Bilindiği üzere; yasal ayrıcalıkların dışında ayrılmaz parçanın (mütemmim cüz"ün) mülkiyeti ve buna bağlı olarak tasarruf hakkı üzerinde bulunduğu arza bağlıdır. Bu husus M.K.nun 684. maddesinde açıkca vurgulanmıştır. Ne varki, yürürlükten kalkmış olan 6785 sayılı yasanın l605 sayılı yasa ile değişik 42/c ve halen yürürlükte bulunan 3l94 sayılı imar yasasının l8. maddelerinde özel hükümler getirilmek suretiyle ayrılmaz parça (mütemmim cüz) olan yapı ile arz arasındaki hukuki ilişki kesilmiş bazı durumlarda yapı, üzerinde bulunduğu yerin malikinden başkasına bırakılarak imar parsellerinin oluşturulabileceği öngörülmüştür. Böylece yapıların bedelleri ilgili parsel sahiplerince yapı sahibine ödenmediği veya aralarında bu yönde bir anlaşma yapılmadığı yada ortaklığın giderilmesi davası açılmadığı sürece bu yapıların ömürlerini dolduruncaya kadar eski sahiplerine kullanma imkanı sağlanmıştır.
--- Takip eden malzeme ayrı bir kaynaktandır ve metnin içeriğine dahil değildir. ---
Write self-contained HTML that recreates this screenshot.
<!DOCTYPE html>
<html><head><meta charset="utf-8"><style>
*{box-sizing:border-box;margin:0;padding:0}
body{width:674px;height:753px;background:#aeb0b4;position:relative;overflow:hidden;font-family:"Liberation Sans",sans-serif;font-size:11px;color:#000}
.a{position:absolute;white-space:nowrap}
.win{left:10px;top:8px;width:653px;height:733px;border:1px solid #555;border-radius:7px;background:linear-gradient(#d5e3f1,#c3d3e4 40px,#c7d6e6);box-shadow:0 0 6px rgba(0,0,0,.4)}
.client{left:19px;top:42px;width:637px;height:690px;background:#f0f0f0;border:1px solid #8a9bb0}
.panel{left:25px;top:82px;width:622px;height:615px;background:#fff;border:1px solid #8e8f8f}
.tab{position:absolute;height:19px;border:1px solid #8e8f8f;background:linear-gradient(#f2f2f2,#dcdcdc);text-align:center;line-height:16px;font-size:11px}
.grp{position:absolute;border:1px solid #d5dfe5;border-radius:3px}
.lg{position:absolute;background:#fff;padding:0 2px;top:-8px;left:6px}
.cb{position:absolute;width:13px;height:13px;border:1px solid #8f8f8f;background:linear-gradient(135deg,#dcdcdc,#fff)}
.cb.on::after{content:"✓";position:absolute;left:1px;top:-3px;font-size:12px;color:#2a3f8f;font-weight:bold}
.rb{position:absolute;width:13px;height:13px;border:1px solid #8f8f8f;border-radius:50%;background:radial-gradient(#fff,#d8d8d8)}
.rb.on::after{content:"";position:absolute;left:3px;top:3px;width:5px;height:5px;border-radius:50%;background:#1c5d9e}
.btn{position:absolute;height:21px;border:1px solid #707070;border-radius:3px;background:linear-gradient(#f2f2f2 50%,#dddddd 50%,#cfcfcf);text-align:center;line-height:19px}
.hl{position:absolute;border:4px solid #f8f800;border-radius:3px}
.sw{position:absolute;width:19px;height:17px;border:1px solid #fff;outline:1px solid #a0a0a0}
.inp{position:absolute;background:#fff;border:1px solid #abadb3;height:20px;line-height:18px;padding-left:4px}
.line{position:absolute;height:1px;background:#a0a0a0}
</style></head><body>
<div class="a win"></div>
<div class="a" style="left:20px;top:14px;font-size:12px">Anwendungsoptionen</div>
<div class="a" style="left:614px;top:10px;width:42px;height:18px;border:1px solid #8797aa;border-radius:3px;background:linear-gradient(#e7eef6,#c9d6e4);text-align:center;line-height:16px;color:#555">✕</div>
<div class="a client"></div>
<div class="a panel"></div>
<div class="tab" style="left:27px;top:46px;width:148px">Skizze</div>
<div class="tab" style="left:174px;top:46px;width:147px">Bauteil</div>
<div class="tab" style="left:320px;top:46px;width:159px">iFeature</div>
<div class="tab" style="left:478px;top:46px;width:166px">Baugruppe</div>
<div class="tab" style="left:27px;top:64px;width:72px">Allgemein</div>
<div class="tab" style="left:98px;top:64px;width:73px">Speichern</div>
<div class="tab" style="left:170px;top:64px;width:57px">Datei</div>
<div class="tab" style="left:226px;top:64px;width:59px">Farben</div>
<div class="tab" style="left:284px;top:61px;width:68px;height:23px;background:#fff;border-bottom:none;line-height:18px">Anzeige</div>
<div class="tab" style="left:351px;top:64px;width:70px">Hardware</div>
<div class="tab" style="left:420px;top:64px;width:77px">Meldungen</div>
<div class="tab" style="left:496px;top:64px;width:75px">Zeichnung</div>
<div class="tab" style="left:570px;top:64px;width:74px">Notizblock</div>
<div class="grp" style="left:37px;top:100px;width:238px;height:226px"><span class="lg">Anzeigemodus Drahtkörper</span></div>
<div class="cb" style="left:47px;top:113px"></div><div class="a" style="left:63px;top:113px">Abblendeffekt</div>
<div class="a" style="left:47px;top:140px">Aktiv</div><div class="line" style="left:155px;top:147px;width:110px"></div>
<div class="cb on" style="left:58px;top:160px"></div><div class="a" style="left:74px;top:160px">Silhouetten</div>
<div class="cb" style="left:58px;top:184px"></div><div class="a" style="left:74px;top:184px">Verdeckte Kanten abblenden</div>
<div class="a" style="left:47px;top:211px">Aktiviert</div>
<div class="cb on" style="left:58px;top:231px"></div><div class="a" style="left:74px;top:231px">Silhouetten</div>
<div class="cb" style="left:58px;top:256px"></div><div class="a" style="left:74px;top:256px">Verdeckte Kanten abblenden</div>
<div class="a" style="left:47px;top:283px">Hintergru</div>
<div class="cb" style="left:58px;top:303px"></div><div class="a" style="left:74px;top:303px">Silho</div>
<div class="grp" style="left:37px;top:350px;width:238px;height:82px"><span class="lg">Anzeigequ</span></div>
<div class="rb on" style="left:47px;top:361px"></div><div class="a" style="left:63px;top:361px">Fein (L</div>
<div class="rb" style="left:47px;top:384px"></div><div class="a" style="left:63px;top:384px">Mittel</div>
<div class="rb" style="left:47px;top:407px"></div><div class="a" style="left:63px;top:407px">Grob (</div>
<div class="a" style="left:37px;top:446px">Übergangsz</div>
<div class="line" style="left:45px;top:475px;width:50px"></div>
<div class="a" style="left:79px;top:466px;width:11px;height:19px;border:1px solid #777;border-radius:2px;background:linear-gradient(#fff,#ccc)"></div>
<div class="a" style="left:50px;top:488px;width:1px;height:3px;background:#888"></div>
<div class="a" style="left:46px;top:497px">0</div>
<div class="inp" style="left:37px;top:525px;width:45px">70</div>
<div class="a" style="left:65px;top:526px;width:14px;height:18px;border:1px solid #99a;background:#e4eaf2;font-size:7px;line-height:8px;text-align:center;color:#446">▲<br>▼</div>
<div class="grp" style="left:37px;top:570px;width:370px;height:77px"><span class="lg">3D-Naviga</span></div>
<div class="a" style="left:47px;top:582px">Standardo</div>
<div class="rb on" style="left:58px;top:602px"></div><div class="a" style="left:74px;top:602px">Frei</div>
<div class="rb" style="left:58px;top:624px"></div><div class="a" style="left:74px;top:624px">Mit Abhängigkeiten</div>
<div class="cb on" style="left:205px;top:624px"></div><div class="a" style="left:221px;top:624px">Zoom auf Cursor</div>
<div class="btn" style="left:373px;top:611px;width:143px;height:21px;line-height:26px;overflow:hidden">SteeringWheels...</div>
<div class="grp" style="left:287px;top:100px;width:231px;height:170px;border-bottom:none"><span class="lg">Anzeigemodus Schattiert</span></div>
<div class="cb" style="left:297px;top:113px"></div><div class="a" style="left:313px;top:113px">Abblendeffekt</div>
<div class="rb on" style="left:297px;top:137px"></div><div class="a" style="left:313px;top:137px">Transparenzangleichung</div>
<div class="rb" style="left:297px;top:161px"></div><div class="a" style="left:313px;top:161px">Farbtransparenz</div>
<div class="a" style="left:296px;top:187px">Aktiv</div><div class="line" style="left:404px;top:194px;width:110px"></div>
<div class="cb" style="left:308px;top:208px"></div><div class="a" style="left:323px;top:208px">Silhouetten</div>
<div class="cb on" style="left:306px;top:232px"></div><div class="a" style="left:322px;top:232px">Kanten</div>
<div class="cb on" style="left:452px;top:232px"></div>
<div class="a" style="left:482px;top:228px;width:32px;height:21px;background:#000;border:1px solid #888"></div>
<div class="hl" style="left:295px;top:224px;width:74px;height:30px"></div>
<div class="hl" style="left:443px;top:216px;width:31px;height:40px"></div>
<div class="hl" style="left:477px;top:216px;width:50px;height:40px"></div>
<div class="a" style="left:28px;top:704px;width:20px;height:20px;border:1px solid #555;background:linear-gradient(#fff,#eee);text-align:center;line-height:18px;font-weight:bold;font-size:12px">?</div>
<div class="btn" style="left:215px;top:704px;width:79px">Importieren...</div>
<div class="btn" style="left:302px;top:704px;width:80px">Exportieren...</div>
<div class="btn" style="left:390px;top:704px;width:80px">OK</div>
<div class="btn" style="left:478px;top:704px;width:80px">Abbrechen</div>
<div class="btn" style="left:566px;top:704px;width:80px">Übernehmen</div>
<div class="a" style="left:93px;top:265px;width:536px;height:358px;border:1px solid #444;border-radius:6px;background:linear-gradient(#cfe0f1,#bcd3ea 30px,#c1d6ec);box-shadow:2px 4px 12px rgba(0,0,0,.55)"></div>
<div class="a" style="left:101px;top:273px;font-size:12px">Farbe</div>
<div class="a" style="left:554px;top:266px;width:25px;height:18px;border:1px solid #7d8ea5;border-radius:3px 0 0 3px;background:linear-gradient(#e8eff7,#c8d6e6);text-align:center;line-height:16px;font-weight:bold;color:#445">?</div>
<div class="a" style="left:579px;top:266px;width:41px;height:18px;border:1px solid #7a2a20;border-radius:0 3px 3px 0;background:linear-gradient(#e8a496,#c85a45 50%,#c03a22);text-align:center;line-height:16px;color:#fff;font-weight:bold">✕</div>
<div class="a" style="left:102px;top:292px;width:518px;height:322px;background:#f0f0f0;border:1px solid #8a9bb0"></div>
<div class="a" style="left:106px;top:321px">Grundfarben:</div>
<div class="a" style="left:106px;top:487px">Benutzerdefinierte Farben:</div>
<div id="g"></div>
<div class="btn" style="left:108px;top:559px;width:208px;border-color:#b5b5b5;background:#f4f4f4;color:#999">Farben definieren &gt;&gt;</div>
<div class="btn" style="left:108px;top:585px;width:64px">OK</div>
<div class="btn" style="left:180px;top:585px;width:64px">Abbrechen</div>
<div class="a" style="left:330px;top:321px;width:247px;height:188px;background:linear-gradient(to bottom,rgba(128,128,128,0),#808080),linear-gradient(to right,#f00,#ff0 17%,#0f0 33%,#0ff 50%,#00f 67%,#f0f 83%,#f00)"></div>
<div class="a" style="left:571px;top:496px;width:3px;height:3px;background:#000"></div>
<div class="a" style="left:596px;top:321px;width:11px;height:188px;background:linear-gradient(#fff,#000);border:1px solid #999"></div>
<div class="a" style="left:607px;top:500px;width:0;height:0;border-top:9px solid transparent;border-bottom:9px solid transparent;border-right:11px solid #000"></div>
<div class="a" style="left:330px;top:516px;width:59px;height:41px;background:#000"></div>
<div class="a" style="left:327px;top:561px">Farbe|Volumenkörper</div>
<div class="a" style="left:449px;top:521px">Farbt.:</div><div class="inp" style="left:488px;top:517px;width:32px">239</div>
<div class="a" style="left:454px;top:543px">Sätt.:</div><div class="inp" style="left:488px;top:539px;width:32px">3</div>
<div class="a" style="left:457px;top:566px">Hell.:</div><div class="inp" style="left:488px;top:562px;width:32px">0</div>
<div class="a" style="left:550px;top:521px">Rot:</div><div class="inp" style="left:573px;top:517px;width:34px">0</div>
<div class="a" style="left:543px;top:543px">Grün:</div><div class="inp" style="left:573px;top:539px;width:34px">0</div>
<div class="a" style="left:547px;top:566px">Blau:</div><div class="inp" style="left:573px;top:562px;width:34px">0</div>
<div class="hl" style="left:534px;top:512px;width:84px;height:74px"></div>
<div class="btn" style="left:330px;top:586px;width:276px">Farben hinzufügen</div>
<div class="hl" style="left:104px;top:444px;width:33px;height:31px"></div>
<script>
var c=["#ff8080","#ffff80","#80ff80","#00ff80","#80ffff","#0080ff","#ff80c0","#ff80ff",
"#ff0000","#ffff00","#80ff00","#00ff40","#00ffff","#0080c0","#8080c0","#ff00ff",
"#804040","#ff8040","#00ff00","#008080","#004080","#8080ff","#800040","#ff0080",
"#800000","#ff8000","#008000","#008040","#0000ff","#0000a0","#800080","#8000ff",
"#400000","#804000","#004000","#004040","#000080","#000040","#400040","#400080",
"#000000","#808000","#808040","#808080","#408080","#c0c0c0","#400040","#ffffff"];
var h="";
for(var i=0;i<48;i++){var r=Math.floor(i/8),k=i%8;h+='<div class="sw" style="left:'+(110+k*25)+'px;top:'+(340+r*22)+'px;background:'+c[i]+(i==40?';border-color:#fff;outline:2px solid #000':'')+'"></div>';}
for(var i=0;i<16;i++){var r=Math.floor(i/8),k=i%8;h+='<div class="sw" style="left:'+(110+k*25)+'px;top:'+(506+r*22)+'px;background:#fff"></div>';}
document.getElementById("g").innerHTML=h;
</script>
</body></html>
Öte yandan, zeminin maliki olan kişinin taşınmazı bizzat kullanma yetkisi sınırlanmış, ayrılmaz parça (mütemmim cüz) durumunda olan yapı üzerinde tasarruf etme gücü özel yasa ile kısıtlanmıştır.
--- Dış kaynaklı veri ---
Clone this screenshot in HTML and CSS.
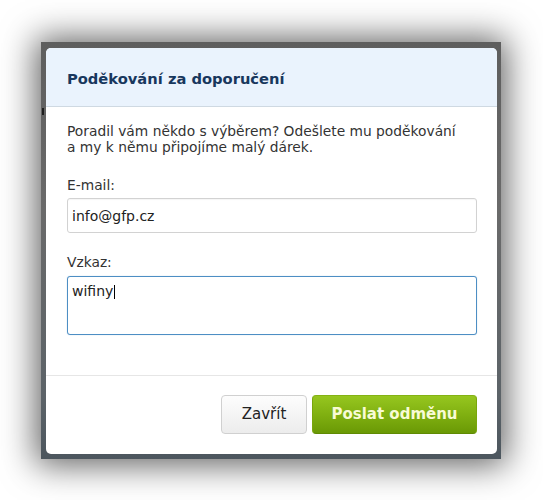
FILE: index.html
```html
<!doctype html>
<html>
<head>
	<meta charset="utf-8">
	<meta name="viewport" content="width=device-width, initial-scale=1.0">
	<title>Poděkování za doporučení</title>
	<link rel="stylesheet" href="styles.css">
</head>
<body>
	<div class="shot">
		<div class="backdrop">
			<span class="peek"></span>
			<form class="modal" name="form1" id="form1">
				<div class="modal-header">
					<h3>Poděkování za doporučení</h3>
				</div>
				<div class="modal-body">
					<p class="intro">Poradil vám někdo s výběrem? Odešlete mu poděkování<br>a my k němu připojíme malý dárek.</p>
					<label class="label" for="email">E-mail:</label>
					<input type="text" class="field" id="email" name="email" value="info@gfp.cz">
					<label class="label label-msg" for="msg">Vzkaz:</label>
					<div class="field field-area" id="msg">wifiny<span class="caret"></span></div>
				</div>
				<div class="modal-footer">
					<span class="btn btn-default">Zavřít</span>
					<span class="btn btn-success">Poslat odměnu</span>
				</div>
			</form>
		</div>
	</div>
</body>
</html>
```

FILE: styles.css
```css
	html, body {
		margin: 0;
		background: #fff;
	}
	body {
		font-family: "DejaVu Sans", Verdana, sans-serif;
		font-size: 13.8px;
		line-height: 16px;
		color: #333;
	}
	.shot {
		padding: 42px 42px 41px 41px;
	}
	/* dark overlay of the page behind the dialog */
	.backdrop {
		position: relative;
		width: 460px;
		height: 417px;
		box-sizing: border-box;
		padding: 6px 4px 5px 5px;
		background: linear-gradient(to bottom, #5e5e5e 0, #6a6a6a 40%, #5c6368 85%, #4c565e 100%);
		box-shadow: 0 1px 32px 5px rgba(0,0,0,.62);
	}
	.peek {
		position: absolute;
		left: 1px;
		top: 66px;
		width: 2px;
		height: 7px;
		background: #1e1e1e;
	}
	.modal {
		display: flex;
		flex-direction: column;
		height: 100%;
		margin: 0;
		background: #fff;
		border-radius: 5px;
		overflow: hidden;
	}
	.modal-header {
		padding: 21px 20px 17px 21px;
		background-color: #eaf3fd;
		border-bottom: 1px solid #cfd9e2;
	}
	.modal-header h3 {
		margin: 0;
		font-size: 14.7px;
		line-height: 20px;
		font-weight: bold;
		color: #18375d;
	}
	.modal-body {
		flex: 1;
		display: flex;
		flex-direction: column;
		padding: 16px 20px 0 21px;
	}
	.intro {
		margin: 0 0 22px;
	}
	.label {
		display: block;
		margin-bottom: 5px;
	}
	.label-msg {
		margin-top: 21px;
		margin-bottom: 6px;
	}
	.field {
		display: block;
		box-sizing: border-box;
		width: 410px;
		height: 35px;
		margin: 0;
		padding: 0 4px;
		font-family: inherit;
		font-size: 14px;
		color: #222;
		background: #fff;
		border: 1px solid #d2d2d2;
		border-radius: 3px;
		box-shadow: inset 0 1px 1px rgba(0,0,0,.04);
		outline: 0;
	}
	.field-area {
		height: 59px;
		padding: 6px 4px;
		border-color: #4d8ec4;
		box-shadow: 0 0 1px rgba(77,142,196,.5);
	}
	.caret {
		display: inline-block;
		width: 1px;
		height: 14px;
		margin-left: 1px;
		vertical-align: -3px;
		background: #000;
	}
	.modal-footer {
		display: flex;
		justify-content: flex-end;
		gap: 5px;
		padding: 19px 20px 20px;
		border-top: 1px solid #e6e6e6;
	}
	.btn {
		display: inline-block;
		box-sizing: border-box;
		height: 39px;
		line-height: 37px;
		text-align: center;
		font-size: 15px;
		border-radius: 4px;
		border: 1px solid;
		cursor: pointer;
	}
	.btn-default {
		width: 86px;
		color: #222;
		background-image: linear-gradient(to bottom, #fdfdfd 0, #ececec 100%);
		border-color: #d0d0d0;
	}
	.btn-success {
		width: 165px;
		font-weight: bold;
		color: #f8fbd5;
		background-image: linear-gradient(to bottom, #96c61f 0, #80b011 50%, #6a9905 100%);
		border-color: #84b214 #79a60c #5f8a03;
	}
```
298l sayılı yasanın 3290 sayılı yasa ile değişik l0/c maddesi de aynı doğrultuda hüküm getirmiştir.
Gerçekten, bir kimse kendisine veya yasanın himaye ettiği bir hakka dayanarak üçüncü bir şahsa ait bir taşınmaz üzerine ayrılmaz parça (mütemmim cüz) niteliğinde yapı inşaa etmiş imar uygulaması sonucu bu yer davacıya ait imar parseli içerisinde kalmış ise, kendi arzu ve iradesi dışında idari kararla oluşan bir durum söz konusu olduğundan kusurlu sayılamaz. İşte bu nedenle yukarıda değinildiği gibi yasa koyucu imar parseli malikine karşı yapı sahibini koruma zorunluluğunu duymuştur.
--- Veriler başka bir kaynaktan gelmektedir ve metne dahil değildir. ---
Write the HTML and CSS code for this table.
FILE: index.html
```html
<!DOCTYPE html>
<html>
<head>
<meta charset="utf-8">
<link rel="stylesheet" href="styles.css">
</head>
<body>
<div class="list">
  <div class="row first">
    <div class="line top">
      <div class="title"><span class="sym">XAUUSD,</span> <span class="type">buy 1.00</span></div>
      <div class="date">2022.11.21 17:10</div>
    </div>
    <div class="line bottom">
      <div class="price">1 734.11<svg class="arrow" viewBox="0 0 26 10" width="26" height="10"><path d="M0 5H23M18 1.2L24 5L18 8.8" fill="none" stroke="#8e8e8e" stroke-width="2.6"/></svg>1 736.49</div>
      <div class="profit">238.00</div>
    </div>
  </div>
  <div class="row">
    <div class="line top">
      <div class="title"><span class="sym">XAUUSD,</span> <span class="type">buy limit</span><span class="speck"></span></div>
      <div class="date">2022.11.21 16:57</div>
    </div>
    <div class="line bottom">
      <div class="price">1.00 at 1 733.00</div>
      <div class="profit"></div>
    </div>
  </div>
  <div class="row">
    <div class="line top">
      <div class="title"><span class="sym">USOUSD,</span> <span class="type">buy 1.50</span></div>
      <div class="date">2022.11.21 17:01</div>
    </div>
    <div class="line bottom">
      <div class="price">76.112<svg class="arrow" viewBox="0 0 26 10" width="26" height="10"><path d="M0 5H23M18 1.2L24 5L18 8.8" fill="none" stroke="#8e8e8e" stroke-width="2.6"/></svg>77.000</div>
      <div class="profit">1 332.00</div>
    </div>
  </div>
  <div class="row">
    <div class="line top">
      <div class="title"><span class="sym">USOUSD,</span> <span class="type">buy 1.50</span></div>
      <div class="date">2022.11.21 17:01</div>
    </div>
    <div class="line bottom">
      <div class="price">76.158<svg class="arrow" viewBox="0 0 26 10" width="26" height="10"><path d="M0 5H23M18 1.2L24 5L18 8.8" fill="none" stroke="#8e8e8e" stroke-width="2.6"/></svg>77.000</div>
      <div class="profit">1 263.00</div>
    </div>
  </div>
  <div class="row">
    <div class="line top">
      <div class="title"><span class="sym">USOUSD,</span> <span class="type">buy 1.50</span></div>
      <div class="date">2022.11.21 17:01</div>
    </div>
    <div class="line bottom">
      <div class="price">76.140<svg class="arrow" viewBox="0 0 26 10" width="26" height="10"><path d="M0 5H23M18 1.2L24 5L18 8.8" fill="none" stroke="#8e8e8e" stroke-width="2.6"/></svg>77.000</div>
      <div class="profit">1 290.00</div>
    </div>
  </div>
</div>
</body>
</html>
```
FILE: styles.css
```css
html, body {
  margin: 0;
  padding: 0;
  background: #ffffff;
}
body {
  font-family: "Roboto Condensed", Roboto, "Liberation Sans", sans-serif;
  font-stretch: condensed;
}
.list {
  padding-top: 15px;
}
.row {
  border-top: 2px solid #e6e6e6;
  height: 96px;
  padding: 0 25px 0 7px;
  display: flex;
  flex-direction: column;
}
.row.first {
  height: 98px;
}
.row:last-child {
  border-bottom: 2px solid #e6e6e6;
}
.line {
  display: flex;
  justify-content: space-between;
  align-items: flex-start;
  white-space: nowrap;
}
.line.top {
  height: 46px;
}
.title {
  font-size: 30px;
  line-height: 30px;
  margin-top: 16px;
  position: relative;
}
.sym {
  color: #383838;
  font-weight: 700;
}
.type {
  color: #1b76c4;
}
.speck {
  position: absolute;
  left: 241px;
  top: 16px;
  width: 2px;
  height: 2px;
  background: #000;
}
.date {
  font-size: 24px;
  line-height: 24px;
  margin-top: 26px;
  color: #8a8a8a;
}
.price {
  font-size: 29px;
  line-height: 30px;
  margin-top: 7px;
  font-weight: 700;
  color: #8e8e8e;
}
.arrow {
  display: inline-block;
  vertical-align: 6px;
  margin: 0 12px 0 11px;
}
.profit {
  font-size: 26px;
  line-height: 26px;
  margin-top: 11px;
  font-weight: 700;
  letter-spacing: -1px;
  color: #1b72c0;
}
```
Hal böyle olunca, yıkımı istenen muhtesatın kaim bedelinin mahkeme veznesine depo edilmesi önel ve kesin önele rağmen yatırılmazsa davanın reddedilmesi zorunludur.Anılan bedel yatırıldığı takdirde el atmanın önlenmesi ve yıkım isteğinin kabulü, her iki halde ecrimisil isteğinin reddi, binanın davacının imar uygulaması ile paydaş kılındığı taşınmazda kalması davalının iradesi dışında oluşan idari karara dayandığından yargılama giderlerinin davacı üzerinde bırakılması ve davacı yararına Avukatlık Ücretine hükmedilmemesi gerekirken yazılı olduğu üzere hüküm kurulmuş olması doğru olmadığı gibi, ağaçların imar mevzuatı açısından yapı sayılmayacağının göz ardı edilerek ağaç bedellerinin de kabul kapsamına alınması isabetsizdir.
Tarafların bu yöne ilişkin temyiz itirazaları yerindedir. Kabulü ile hükmün (6100 Sayılı Yasanın geçici 3.maddesine göre) açıklanan nedenlerden ötürü HUMK."nun 428.maddesi gereğince BOZULMASINA, alınan peşin harcın temyiz edene geri verilmesine, 03.12.2010 tarihinde yürürlüğe giren Avukatlık Ücret Tarifesinin 14. maddesi gereğince gelen temyiz eden vekili için 825.00.-TL. duruşma avukatlık parasının temyiz edilenden alınmasına, 03.10.2011 tarihinde oybirliğiyle karar verildi.